Josue (xix, 10-39) names 69 important Canaanite towns and cities, existing in the conquered territory allotted to the Hebrew tribes of Nephtali, Zabulon, Asher, and Issachar. Josephus (Vita, 45) counted 204 prosperous villages and 15 fortified cities in the Galilee of his time. Now its population is small, and for the most part scattered among miserable villages and mud hamlets. Safed, one of the four sacred cities of Palestine revered by Jews, which has a population of about 15,000, of whom 9000 are Jews, is the principal city in the north. Nazareth, a Christian city (about 10,000), is the chief city in the south. The deportation of Jews by Theglathphalasar (Tiglath-Pileser), 734 B. C., gave an overwhelming predominance to the Gentile elements noted in the population by Isaias.
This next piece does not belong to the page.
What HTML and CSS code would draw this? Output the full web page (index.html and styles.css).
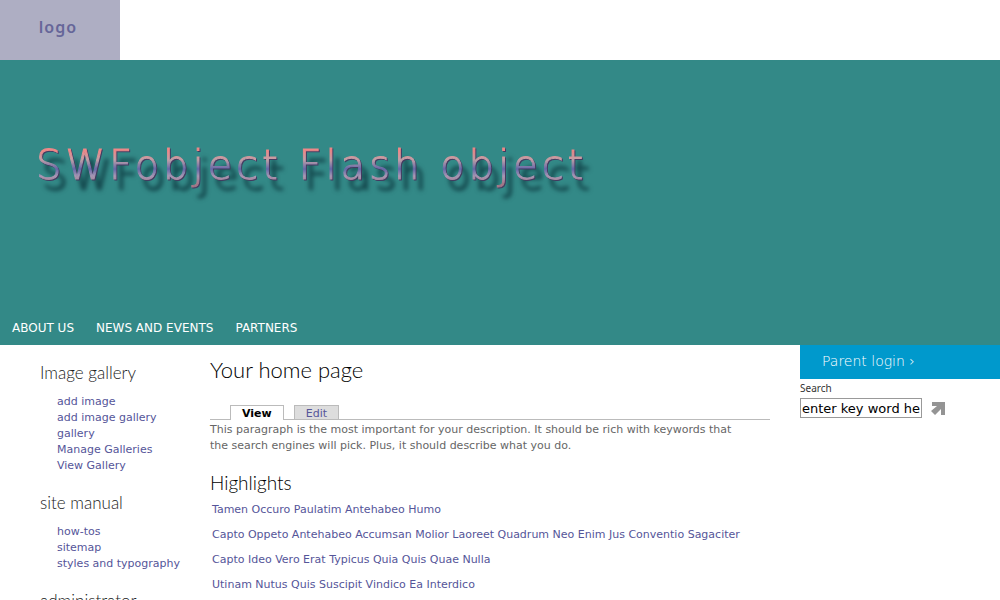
FILE: index.html
```html
<!DOCTYPE html>
<html lang="en">
<head>
<meta charset="utf-8">
<title>Your home page</title>
<link rel="stylesheet" href="styles.css">
</head>
<body>
<header class="masthead"><a class="logo" href="#">logo</a></header>
<section class="hero">
  <div class="hero-title">SWFobject Flash object</div>
  <nav class="main-nav">
    <a href="#">ABOUT US</a>
    <a href="#">NEWS AND EVENTS</a>
    <a href="#">PARTNERS</a>
  </nav>
</section>
<div class="columns">
  <aside class="sidebar">
    <h2>Image gallery</h2>
    <ul>
      <li><a href="#">add image</a></li>
      <li><a href="#">add image gallery</a></li>
      <li><a href="#">gallery</a></li>
      <li><a href="#">Manage Galleries</a></li>
      <li><a href="#">View Gallery</a></li>
    </ul>
    <h2>site manual</h2>
    <ul>
      <li><a href="#">how-tos</a></li>
      <li><a href="#">sitemap</a></li>
      <li><a href="#">styles and typography</a></li>
    </ul>
    <h2>administrator</h2>
  </aside>
  <main class="content">
    <h1>Your home page</h1>
    <nav class="tabs">
      <a class="tab active" href="#">View</a>
      <a class="tab" href="#">Edit</a>
    </nav>
    <p>This paragraph is the most important for your description. It should be rich with keywords that the search engines will pick. Plus, it should describe what you do.</p>
    <h2>Highlights</h2>
    <ul class="highlights">
      <li><a href="#">Tamen Occuro Paulatim Antehabeo Humo</a></li>
      <li><a href="#">Capto Oppeto Antehabeo Accumsan Molior Laoreet Quadrum Neo Enim Jus Conventio Sagaciter</a></li>
      <li><a href="#">Capto Ideo Vero Erat Typicus Quia Quis Quae Nulla</a></li>
      <li><a href="#">Utinam Nutus Quis Suscipit Vindico Ea Interdico</a></li>
    </ul>
  </main>
  <aside class="tools">
    <a class="login" href="#">Parent login ›</a>
    <form class="search">
      <label for="keyword">Search</label>
      <div class="search-row">
        <input id="keyword" type="text" value="enter key word here">
        <button type="submit" aria-label="Search">
          <svg width="14" height="14" viewBox="0 0 14 14"><path d="M1 1H14V14H10V8L4 14L0 10L6 5H1Z" fill="#949494"/></svg>
        </button>
      </div>
    </form>
  </aside>
</div>
</body>
</html>
```
FILE: styles.css
```css
* { box-sizing: border-box; }
html { overflow: hidden; }
body {
  margin: 0;
  background: #fff;
  color: #666;
  font: 11px/16px "DejaVu Sans", Verdana, sans-serif;
}
a { color: #559; text-decoration: none; }
h1, h2, ul, p { margin: 0; padding: 0; }
ul { list-style: none; }
h1, h2 { font-family: Lato, "Open Sans", sans-serif; font-weight: 300; }

.masthead { display: flex; }
.logo {
  width: 120px;
  height: 60px;
  padding-right: 4px;
  background: #aeaec3;
  color: #669;
  font: 600 16px/54px "Noto Sans", sans-serif;
  letter-spacing: 1px;
  text-align: center;
}

.hero {
  display: flex;
  flex-direction: column;
  justify-content: space-between;
  min-height: 285px;
  padding: 80px 12px 9px;
  background: #338987;
}
.hero-title {
  align-self: flex-start;
  margin-left: 24px;
  background: linear-gradient(#e88 22%, #c0a0a8 40%, #6468a8 58%, #a898b4 72%, #a67888 88%);
  background-clip: text;
  -webkit-background-clip: text;
  color: transparent;
  -webkit-text-stroke: 1px transparent;
  font: 200 40px/50px "DejaVu Sans", sans-serif;
  letter-spacing: 4px;
  filter: drop-shadow(1px 1px 0 #443a60) drop-shadow(6px 10px 2px rgba(0, 30, 40, 0.6));
}
.main-nav { display: flex; gap: 22px; font-size: 12px; }
.main-nav a { color: #fff; }

.columns { display: grid; grid-template-columns: 210px minmax(0, 1fr) 200px; }
.sidebar { padding: 16px 10px 0 40px; }
.sidebar h2 { color: #222; font-size: 17px; line-height: 24px; }
.sidebar ul { margin: 9px 0 17px 17px; }

.content { padding: 9px 30px 0 0; }
.content h1 { color: #000; font-size: 22px; line-height: 32px; }
.tabs {
  display: flex;
  gap: 10px;
  margin-top: 19px;
  padding-left: 20px;
  border-bottom: 1px solid #bbb;
}
.tab {
  height: 14px;
  padding: 0 11px;
  border: 1px solid #bbb;
  border-bottom: 0;
  background: #ddd;
  line-height: 15px;
}
.tab.active { margin-bottom: -1px; height: 15px; background: #fff; color: #000; font-weight: 700; }
.content p { margin-top: 2px; padding-right: 24px; }
.content h2 { margin-top: 17px; color: #000; font-size: 19px; line-height: 24px; }
.highlights { display: grid; gap: 9px; margin-top: 7px; padding-left: 2px; white-space: nowrap; }

.login {
  display: block;
  padding: 0 22px 1px;
  background: #09c;
  color: #fff;
  font-size: 14px;
  line-height: 33px;
  font-weight: 200;
}
.search label { display: block; color: #333; font: 10px/19px "Noto Sans", sans-serif; }
.search-row { display: flex; align-items: center; gap: 9px; }
.search input {
  width: 122px;
  height: 20px;
  padding: 0 1px;
  border: 1px solid #999;
  color: #000;
  font: 13px "DejaVu Sans", sans-serif;
}
.search button { display: flex; padding: 0; border: 0; background: none; }
```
Although the Jews multiplied rapidly in Galilee after the Babylonian exile, they were oppressed by the heathen as late as the Machabean period (I Mach., v, 45-54), and did not prevail until the first century before Christ. As results of their long intercourse with the conquered Canaanites, and Phoenician, Syrian, and Greek immigrants, and their separation from their brethren in Judea by interlying Samaria, they spoke a dialect and had peculiarities in business, family and religious customs, that brought upon them the contempt of the inhabitants of Jerusalem. Under the Roman Empire both Christianity and Judaism flourished there, as is evidenced by the ruins of numerous synagogues, churches, and monasteries belonging to that period that were destroyed by the Moslems. There are also notable ruins of churches and monasteries erected by the Crusaders, who restored Christianity in Palestine in the twelfth century, and were not finally overcome until 1291, when Acre in Galilee, their last stronghold, was taken by the Moslems. The territory is now a Turkish possession belonging to the vilayet of Beirut. The people are divided in their religious beliefs. Catholics of the Latin, Greek, and Maronite Rites, Orthodox Greeks, and Druses live side by side with Moslems. Near Safed there are several modern Jewish colonies.
Smith, Hist. Geog. of the Holy Land (London, 1885); Palestine Explorations Fund, Memoirs I (1881); Merrill, Galilee in the time of Christ (London, 1891); von Schürer, Jewish People in the Time of Christ (New York, 1885); Guérin, Galilée (2 vols., Paris, 1880).